The median age in the city was 47.4 years. 20.2% of the residents were under the age of 20; 3.4% were between the ages of 20 and 24; 23.2% were from 25 and 44; 28.9% were from 45 and 64; and 24.2% were 65 years of age or older. The gender makeup of the city was 51.5% male and 48.5% female.

===2010 census===
As of the census of 2010, there were 502 people, 236 households, and 141 families residing in the city. The population density was 570.5 PD/sqmi. There were 285 housing units at an average density of 323.9 /sqmi. The racial makeup of the city was 97.6% White, 1.0% Asian, 0.8% from other races, and 0.6% from two or more races. Hispanic or Latino of any race were 1.0% of the population.

There were 236 households, of which 23.3% had children under the age of 18 living with them, 45.3% were married couples living together, 8.9% had a female householder with no husband present, 5.5% had a male householder with no wife present, and 40.3% were non-families. 35.6% of all households were made up of individuals, and 14.8% had someone living alone who was 65 years of age or older. The average household size was 2.13 and the average family size was 2.67.

The median age in the city was 44 years. 21.3% of residents were under the age of 18; 6.1% were between the ages of 18 and 24; 25.2% were from 25 to 44; 29.4% were from 45 to 64; and 18.3% were 65 years of age or older. The gender makeup of the city was 49.8% male and 50.2% female.

===2000 census===
As of the census of 2000, there were 596 people, 261 households, and 169 families residing in the city. The population density was 681.3 PD/sqmi. There were 278 housing units at an average density of 317.8 /sqmi. The racial makeup of the city was 97.65% White, 0.34% Native American, 0.50% Asian, 0.67% from other races, and 0.84% from two or more races. Hispanic or Latino of any race were 1.51% of the population.

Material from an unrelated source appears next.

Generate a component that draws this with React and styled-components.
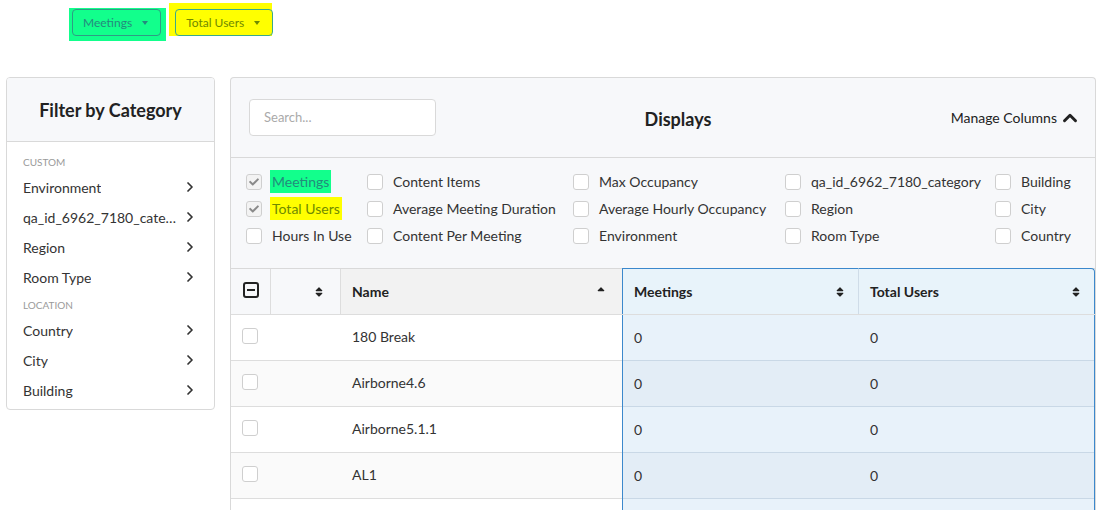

There were 261 households, out of which 28.4% had children under the age of 18 living with them, 50.6% were married couples living together, 11.5% had a female householder with no husband present, and 35.2% were non-families. 30.7% of all households were made up of individuals, and 16.5% had someone living alone who was 65 years of age or older. The average household size was 2.28 and the average family size was 2.76.

23.5% were under the age of 18, 9.9% from 18 to 24, 25.7% from 25 to 44, 20.1% from 45 to 64, and 20.8% were 65 years of age or older. The median age was 38 years. For every 100 females, there were 89.8 males. For every 100 females age 18 and over, there were 90.0 males.

The median income for a household in the city was $32,868, and the median income for a family was $39,688. Males had a median income of $27,727 versus $21,630 for females. The per capita income for the city was $18,919. About 8.4% of families and 9.6% of the population were below the poverty line, including 16.2% of those under age 18 and 2.9% of those age 65 or over.

==Education==
The independent school district of Thompson was incorporated in 1894. Thompson High School graduated its first class in 1900, and its last class in 1989. Thompson's horse drawn school bus was replaced by a motorized school bus in 1909.

Thompson is now within the North Iowa Community School District, which was established on July 1, 1996, by the merger of the Buffalo Center–Rake–Lakota Community School District and the Thompson Community School District. There was a Buffalo Center School District that merged with the Rake School District to form the Buffalo Center-Rake district on July 1, 1978. On July 1, 1992, that district merged with the Lakota School District to form the Buffalo Center–Rake–Lakota district, and that district merged into North Iowa in 1996.

== Agriculture business ==
Linden Hill, a small CSA (community sponsored agriculture) farm and farm stand, produces vegetables, honey and herbs.

In 2021, Ovation Farms, a former Rembrandt Foods farm, was acquired by Iowa Cage-Free, part of the Versova family of companies. The 240-acre farm "houses one million cage-free hens and pullets", a feed mill, and an egg processing plant.

Horswell Potato Farms, established in 1953, sold potatoes to Midwestern chain stores. It was one of the first farms to wash its potatoes and package them in consumer sized bags. The farm also grew sugar beets. The operation was sold in 1968.

Between 1979 and 2019, 223 recipients in the Thompson zipcode, 50478, received a total of $37,500,717 in farm subsidy payments.